柳伯爵轉動着手中的樹葉,他對靜靜端坐在一旁,從頭至尾都沒有發出任何聲音的陳晨說道。
“抱歉,請去通知一聲管家,就說中午我和史東會在書房用餐。”
“是的,伯爵。”
這個明顯的暗號,讓陳晨有些不安,又有些期待。她即使用猜的也知道,史東和柳伯爵接下去所談論的,無非是是家族,以及自身的未來。
她一出門,便用APD向盟友們發送了一個訊號。
“這股味道?史東難得還會做些好事嘛!”
精油的香氣隨着燭火的燒烤,慢慢的從燻蒸臺中飄向四方。柳荷靠在符男的身上,在這股好聞的香味中,發出了輕微的鼾聲。
“睡着了嗎?她也累了吧?”
“是啊!畢竟從瑪瑟頓3號行星開始,便不停提心吊膽的跟隨史東四處奔波。還要爲那個混蛋擔心與煩惱,真不知道那個傢伙到底有哪裡好。”
石葵帶有泄憤性質的拍打了一下水面,這看似爲柳荷不值的舉動中,也蘊含着她自己的心酸。
另一邊,柳伯爵的書房內,兩個男人的對話進行到了一個相當微妙的程度。
“陳晨……你覺得她怎麼樣?”
“是個很不錯的女。”
史東正視着柳伯爵,而中年人也正視着他。在這間光線極爲糟糕的屋子內,兩個男人都沒有打算用廢話來做開場白,他們對現今的局勢有着同樣的顧慮。

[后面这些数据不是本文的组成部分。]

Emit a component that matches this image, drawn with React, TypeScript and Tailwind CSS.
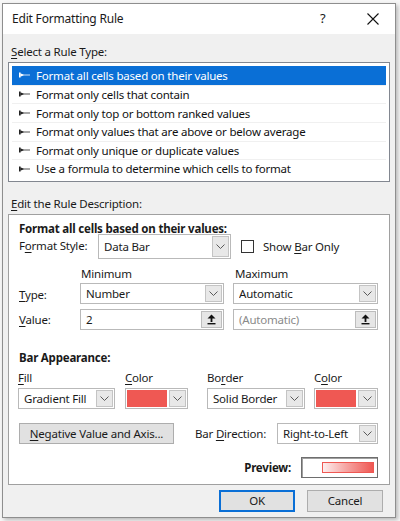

“直白地說,她就和她母親年輕時的樣子很像,可惜你和年輕時的我完全不同。”柳伯爵看似無心說出的話,令史東的心頭一跳。
“別太驚異,不可能所有妻子的丈夫都是孩子的父親。不過我沒想到她跟着她外公生活得會那麼辛苦,今天我來找你,就是想要談談他的事。”
中年人似乎想起了什麼,他強忍着大笑的衝動,對史東說道,“說起來,你的身邊似乎聚集着不少漂亮異性,要是我再年輕10歲,說不定我會和你爭個高低。”
“是嗎?”史東聳了聳肩,他對柳伯爵所說的話一點都不關心與感冒。
那不鹹不淡的反駁雖然無力,卻很好的體現了他所擁有的身份……
一個擁有強大實力與聖眷,卻仍然是一張白紙的小子。
“擁有多個妻子在泰德亞是不合法的,神道和流派聯合會也不會允許這樣的行爲。但要是牽扯到基本教義,那又不同了。”柳伯爵沒有理會史東的態度,他自顧自地說道,“陳晨的母親是聖徒,你大概會對這個名字陌生,我要說的是,她是摩門教的一名先知。摩門教的歷史可以追溯到十二支配者中的教皇,你知道摩門教的歷史嗎?”